Not only will there be fewer people to ride the buses and trains, but there will be fewer places to get to as small businesses shut down and homes are deserted. In response, public transit prices will increase. Although regular train fare is relatively inexpensive, costs for even short distances on the train may rise as transportation companies are forced to compensate for the lower number of customers. Visitors to Japan will likely see transportation costs rise, and smaller train lines may be shut down if they don’t get enough traffic.
While Japan is known for its massive skyscrapers and urban landscape, visitors to the island are also drawn to its stunning natural sceneries. You can unwind in exclusive forest hot springs, hike beautiful mountains like Mount Asahi and Mount Fuji, or visit secluded beaches and climb on salt-encrusted rocks. Although major cities like Tokyo and Kyoto offer their own picturesque views, nature-lovers will find the most joy in exploring smaller towns and landscapes, away from the big cities.

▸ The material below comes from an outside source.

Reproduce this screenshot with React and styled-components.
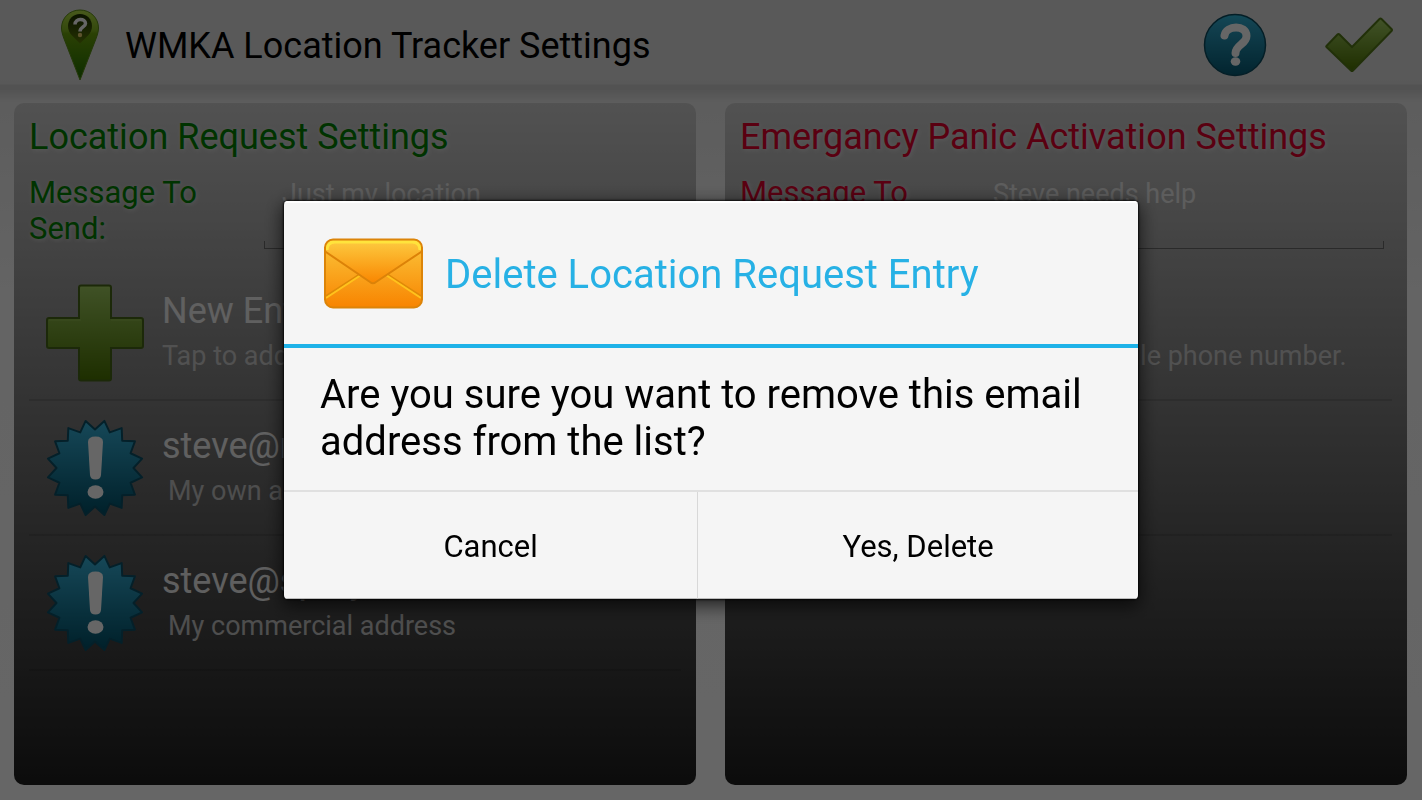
import { useState } from "react"
import styled, { createGlobalStyle } from "styled-components"

const GlobalStyle = createGlobalStyle`
  * {
    box-sizing: border-box;
  }
  body {
    margin: 0;
    font-family: Roboto, "Liberation Sans", sans-serif;
    background: #fff;
  }
  h1, h2, p, ul {
    margin: 0;
    padding: 0;
  }
  button, input {
    font-family: inherit;
  }
`

const Page = styled.div`
  display: flex;
  flex-direction: column;
  min-height: 100vh;
  background: linear-gradient(#d0d0d0 90px, #e8e8e8 102px, #fafafa 300px, #ffffff);
`

const Header = styled.header`
  display: flex;
  align-items: center;
  height: 90px;
  padding: 0 29px 0 60px;
  background: linear-gradient(#dedede, #dedede 80px, #dcdcdc 84px, #cecece 85px, #cccccc);
`

const HeaderTitle = styled.h1`
  flex: 1;
  padding: 2px 0 0 25px;
  color: #000;
  font-size: 36px;
  line-height: 42px;
  font-weight: 400;
`

const HeaderActions = styled.div`
  display: flex;
  align-items: center;
  gap: 58px;
`

const IconButton = styled.button`
  display: flex;
  padding: 0;
  border: 0;
  background: none;
`

const Columns = styled.main`
  flex: 1;
  display: grid;
  grid-template-columns: 1fr 1fr;
  gap: 29px;
  padding: 13px 15px 15px 14px;
`

const Panel = styled.section`
  padding: 13px 15px;
  border-radius: 10px;
  background: linear-gradient(#cccccc, #1e1e1e);
`

const PanelTitle = styled.h2`
  color: ${({ $color }) => $color};
  font-size: 36px;
  line-height: 42px;
  font-weight: 400;
  text-shadow: 1px 1px 4px #ffffff88;
`

const Field = styled.div`
  display: grid;
  grid-template-columns: 235px 1fr;
  padding: 17px 8px 17px 0;
`

const FieldLabel = styled.label`
  max-width: 200px;
  color: ${({ $color }) => $color};
  font-size: 31px;
  line-height: 36px;
  text-shadow: 1px 1px 4px #ffffff88;
`

const FieldInput = styled.input`
  width: 100%;
  height: 74px;
  padding: 0 18px 36px;
  border: 0;
  outline: 0;
  color: #fff;
  opacity: 0.7;
  font-size: 27px;
  line-height: 32px;
  background:
    linear-gradient(#505050, #505050) left bottom / 100% 1px no-repeat,
    linear-gradient(#505050, #505050) left bottom / 1px 8px no-repeat,
    linear-gradient(#505050, #505050) right bottom / 1px 8px no-repeat;
`

const EntryList = styled.ul`
  list-style: none;
`

const Entry = styled.li`
  border-bottom: 2px solid #0000001c;
`

const EntryButton = styled.button`
  display: flex;
  align-items: center;
  gap: 18px;
  width: 100%;
  height: 133px;
  padding: 0 17px;
  border: 0;
  background: none;
  text-align: left;
`

const EntryText = styled.span`
  display: flex;
  flex-direction: column;
  gap: 8px;
  padding-bottom: 4px;
  white-space: nowrap;
`

const EntryTitle = styled.span`
  color: #fff;
  opacity: ${({ $muted }) => ($muted ? 0.85 : 0.9)};
  font-size: 36px;
  line-height: 42px;
`

const EntryNote = styled.span`
  padding-left: ${({ $muted }) => ($muted ? 0 : 6)}px;
  color: ${({ $muted }) => ($muted ? "#cacaca" : "#c2c2c2")};
  font-size: 27px;
  line-height: 32px;
`

const Overlay = styled.div`
  position: fixed;
  inset: 0;
  display: flex;
  align-items: center;
  justify-content: center;
  background: rgba(0, 0, 0, 0.6);
`

const Dialog = styled.div`
  width: min(854px, 92vw);
  border-radius: 4px;
  overflow: hidden;
  background: #f5f5f5;
  box-shadow: 0 0 2px 1px #000000cc, 0 5px 18px 2px #000000aa;
`

const DialogHeader = styled.div`
  display: flex;
  align-items: center;
  gap: 21px;
  height: 147px;
  padding: 0 40px;
  border-top: 2px solid #fff;
  border-bottom: 4px solid #1eb2e8;
`

const DialogTitle = styled.h2`
  padding-top: 2px;
  color: #27b1e5;
  font-size: 40px;
  line-height: 47px;
  font-weight: 400;
`

const DialogMessage = styled.p`
  padding: 23px 36px 25px;
  color: #000;
  font-size: 40px;
  line-height: 47px;
`

const DialogActions = styled.div`
  display: grid;
  grid-template-columns: 15fr 16fr;
  border-top: 2px solid #e0e0e0;
`

const DialogButton = styled.button`
  height: 107px;
  padding: 4px 0 0;
  border: 0;
  border-bottom: 1px solid #bbb;
  background: none;
  color: #000;
  font-size: 31px;
  line-height: 36px;

  & + & {
    border-left: 1px solid #d8d8d8;
  }
`

const burst = Array.from({ length: 32 }, (_, i) => {
  const angle = (i * Math.PI) / 16
  const r = i % 2 ? 48 : 38.5
  return `${49 + r * Math.sin(angle)},${49 - r * Math.cos(angle)}`
}).join(" ")

function PinIcon() {
  return (
    <svg width="40" height="72" viewBox="0 0 40 72" aria-hidden="true">
      <defs>
        <linearGradient id="pin" x1="0" y1="0" x2="0" y2="1">
          <stop offset="0" stopColor="#b4e048" />
          <stop offset="0.28" stopColor="#86b824" />
          <stop offset="0.34" stopColor="#6ba20c" />
          <stop offset="1" stopColor="#207000" />
        </linearGradient>
        <linearGradient id="pinHole" x1="0" y1="0" x2="0" y2="1">
          <stop offset="0" stopColor="#1c3000" />
          <stop offset="1" stopColor="#5c7c08" />
        </linearGradient>
      </defs>
      <path
        d="M20 1C9.500 1 1.500 9 1.500 19C1.500 23 3 27 4.500 31L20 71L35.500 31C37 27 38.500 23 38.500 19C38.500 9 30.500 1 20 1Z"
        fill="url(#pin)"
        stroke="#5c8e18"
      />
      <path
        d="M20 5C13 5 8 10.500 8 17C8 21 9.500 24 12 26.500L20 34.500L28 26.500C30.500 24 32 21 32 17C32 10.500 27 5 20 5Z"
        fill="url(#pinHole)"
      />
      <path
        d="M15 15.500C15 9 25.500 9 25.500 14.500C25.500 18 20 18 20 22.500"
        fill="none"
        stroke="#fff"
        strokeWidth="3.500"
      />
      <circle cx="20" cy="26" r="2.200" fill="#e8d070" />
    </svg>
  )
}

function HelpIcon() {
  return (
    <svg width="64" height="64" viewBox="0 0 64 64" aria-hidden="true">
      <defs>
        <linearGradient id="help" x1="0" y1="0" x2="0" y2="1">
          <stop offset="0" stopColor="#2cbadc" />
          <stop offset="0.12" stopColor="#2fa6ca" />
          <stop offset="1" stopColor="#065a74" />
        </linearGradient>
      </defs>
      <circle cx="32" cy="32" r="30.500" fill="url(#help)" stroke="#0c4c60" strokeWidth="1.500" />
      <path
        d="M21.500 22.500C23 12 43.500 11.500 43.500 23C43.500 31 32.500 32 32.500 40"
        fill="none"
        stroke="#fff"
        strokeWidth="8"
        strokeLinecap="round"
      />
      <ellipse cx="32.500" cy="48.500" rx="4.800" ry="4.200" fill="#fff" />
    </svg>
  )
}

function CheckIcon() {
  return (
    <svg width="68" height="56" viewBox="0 0 68 56" aria-hidden="true">
      <defs>
        <linearGradient id="check" x1="0" y1="0" x2="0" y2="1">
          <stop offset="0" stopColor="#a4ce64" />
          <stop offset="1" stopColor="#4c7400" />
        </linearGradient>
      </defs>
      <path
        d="M1.500 29L12.500 17.500Q13.500 16.500 14.500 17.500L27 30L54.500 2Q55.500 1 56.500 2L66.500 12Q67.500 13 66.500 14L28 53.500Q27 54.500 26 53.500L1.500 30Q1 29.500 1.500 29Z"
        fill="url(#check)"
        stroke="#547818"
        strokeWidth="2"
      />
    </svg>
  )
}

function PlusIcon() {
  return (
    <svg width="98" height="98" viewBox="0 0 98 98" aria-hidden="true">
      <defs>
        <linearGradient id="plus" x1="0" y1="0" x2="0" y2="1">
          <stop offset="0" stopColor="#a0cc60" />
          <stop offset="1" stopColor="#4a7400" />
        </linearGradient>
      </defs>
      <path
        d="M35 1.500H63Q65 1.500 65 3.500V34H95Q97 34 97 36V62Q97 64 95 64H65V94.500Q65 96.500 63 96.500H35Q33 96.500 33 94.500V64H3Q1 64 1 62V36Q1 34 3 34H33V3.500Q33 1.500 35 1.500Z"
        fill="url(#plus)"
        stroke="#486818"
        strokeWidth="2"
      />
      <path d="M35 3.500H63M3 36H35M65 36H95" stroke="#a8d064" strokeOpacity="0.5" />
    </svg>
  )
}

function AlertIcon() {
  return (
    <svg width="98" height="98" viewBox="0 0 98 98" aria-hidden="true">
      <defs>
        <linearGradient id="alert" x1="0" y1="0" x2="0" y2="1">
          <stop offset="0" stopColor="#38b4dc" />
          <stop offset="1" stopColor="#005068" />
        </linearGradient>
      </defs>
      <polygon
        points={burst}
        fill="url(#alert)"
        stroke="#0c5068"
        strokeWidth="2"
        strokeLinejoin="round"
      />
      <path
        d="M42 23Q42 17.500 49.500 17.500Q57 17.500 57 23L55 56Q54.500 60.500 49.500 60.500Q44.500 60.500 44 56Z"
        fill="#fff"
      />
      <ellipse cx="49.500" cy="73" rx="8" ry="6.800" fill="#fff" />
    </svg>
  )
}

function MailIcon() {
  return (
    <svg width="100" height="71" viewBox="0 0 100 71" aria-hidden="true">
      <defs>
        <linearGradient id="mail" x1="0" y1="0" x2="0" y2="1">
          <stop offset="0" stopColor="#fbc63c" />
          <stop offset="1" stopColor="#f88400" />
        </linearGradient>
        <linearGradient id="flap" x1="0" y1="0" x2="0" y2="1">
          <stop offset="0" stopColor="#fdcf44" />
          <stop offset="1" stopColor="#f98600" />
        </linearGradient>
        <clipPath id="mailShape">
          <rect x="1" y="1.500" width="97" height="68" rx="8" />
        </clipPath>
      </defs>
      <rect x="1" y="1.500" width="97" height="68" rx="8" fill="url(#mail)" />
      <g clipPath="url(#mailShape)" fill="none">
        <path d="M2 58L36 36M97 58L63 36" stroke="#df8a08" strokeWidth="2" />
        <path d="M2 60L37 37M97 60L62 37" stroke="#ffc21c" strokeWidth="2" />
        <path d="M-1 12L46 44Q49 46.500 52 44L100 12V0H-1Z" fill="url(#flap)" />
        <path d="M-1 12L46 44Q49 46.500 52 44L100 12" stroke="#dc8208" strokeWidth="2" />
        <path d="M3 12Q3 4 11 4H88Q96 4 96 12" stroke="#ffe43c" strokeWidth="3" />
      </g>
      <rect x="1" y="1.500" width="97" height="68" rx="8" fill="none" stroke="#dc8408" strokeWidth="2" />
    </svg>
  )
}

const PANELS = [
  {
    id: "request",
    title: "Location Request Settings",
    color: "#008000",
    message: "Just my location",
    entries: [
      { title: "New Entry", note: "Tap to add new email", isNew: true },
      { title: "steve@mail.com", note: "My own address" },
      { title: "steve@spray.com", note: "My commercial address" },
    ],
  },
  {
    id: "panic",
    title: "Emergancy Panic Activation Settings",
    color: "#e0002c",
    message: "Steve needs help",
    entries: [
      { title: "New Entry", note: "Tap to enter new mobile phone number.", isNew: true },
      { title: "Steve", note: "My mobile" },
    ],
  },
]

function SettingsPanel({ panel }) {
  const [message, setMessage] = useState(panel.message)
  const inputId = `${panel.id}-message`

  return (
    <Panel>
      <PanelTitle $color={panel.color}>{panel.title}</PanelTitle>
      <Field>
        <FieldLabel htmlFor={inputId} $color={panel.color}>
          Message To Send:
        </FieldLabel>
        <FieldInput
          id={inputId}
          type="text"
          value={message}
          onChange={(e) => setMessage(e.target.value)}
        />
      </Field>
      <EntryList>
        {panel.entries.map((entry) => (
          <Entry key={entry.title}>
            <EntryButton type="button">
              {entry.isNew ? <PlusIcon /> : <AlertIcon />}
              <EntryText>
                <EntryTitle $muted={entry.isNew}>{entry.title}</EntryTitle>
                <EntryNote $muted={entry.isNew}>{entry.note}</EntryNote>
              </EntryText>
            </EntryButton>
          </Entry>
        ))}
      </EntryList>
    </Panel>
  )
}

function DeleteDialog({ onClose }) {
  return (
    <Overlay>
      <Dialog role="dialog" aria-modal="true" aria-labelledby="delete-title">
        <DialogHeader>
          <MailIcon />
          <DialogTitle id="delete-title">Delete Location Request Entry</DialogTitle>
        </DialogHeader>
        <DialogMessage>
          Are you sure you want to remove this email address from the list?
        </DialogMessage>
        <DialogActions>
          <DialogButton type="button" onClick={onClose}>
            Cancel
          </DialogButton>
          <DialogButton type="button" onClick={onClose}>
            Yes, Delete
          </DialogButton>
        </DialogActions>
      </Dialog>
    </Overlay>
  )
}

export default function App() {
  const [open, setOpen] = useState(true)

  return (
    <>
      <GlobalStyle />
      <Page>
        <Header>
          <PinIcon />
          <HeaderTitle>WMKA Location Tracker Settings</HeaderTitle>
          <HeaderActions>
            <IconButton type="button" aria-label="Help">
              <HelpIcon />
            </IconButton>
            <IconButton type="button" aria-label="Done">
              <CheckIcon />
            </IconButton>
          </HeaderActions>
        </Header>
        <Columns>
          {PANELS.map((panel) => (
            <SettingsPanel key={panel.id} panel={panel} />
          ))}
        </Columns>
      </Page>
      {open && <DeleteDialog onClose={() => setOpen(false)} />}
    </>
  )
}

Unfortunately, small towns are expected to shrink with the population. As the national population decreases and shops shut down, Japanese residents will have to either travel farther for basic commodities or migrate toward bigger cities. Tourists hoping to get a taste of small-town Japan may have less chance in the future.
Hope on the Horizon
Although Japan’s fertility rate is down, its tourism is up. In the past five years, Japan has more than quadrupled its annual visitors from overseas. The country plans to bring in 40 million tourists in 2020, the year Tokyo will host the Olympics, and the Japanese government hopes tourism continues to grow after that. Population decline is certainly not keeping people from going to Japan—in fact, more people are visiting the country than ever before. Now may be a better time than any to consider your own visit. You might even want to live there for a while.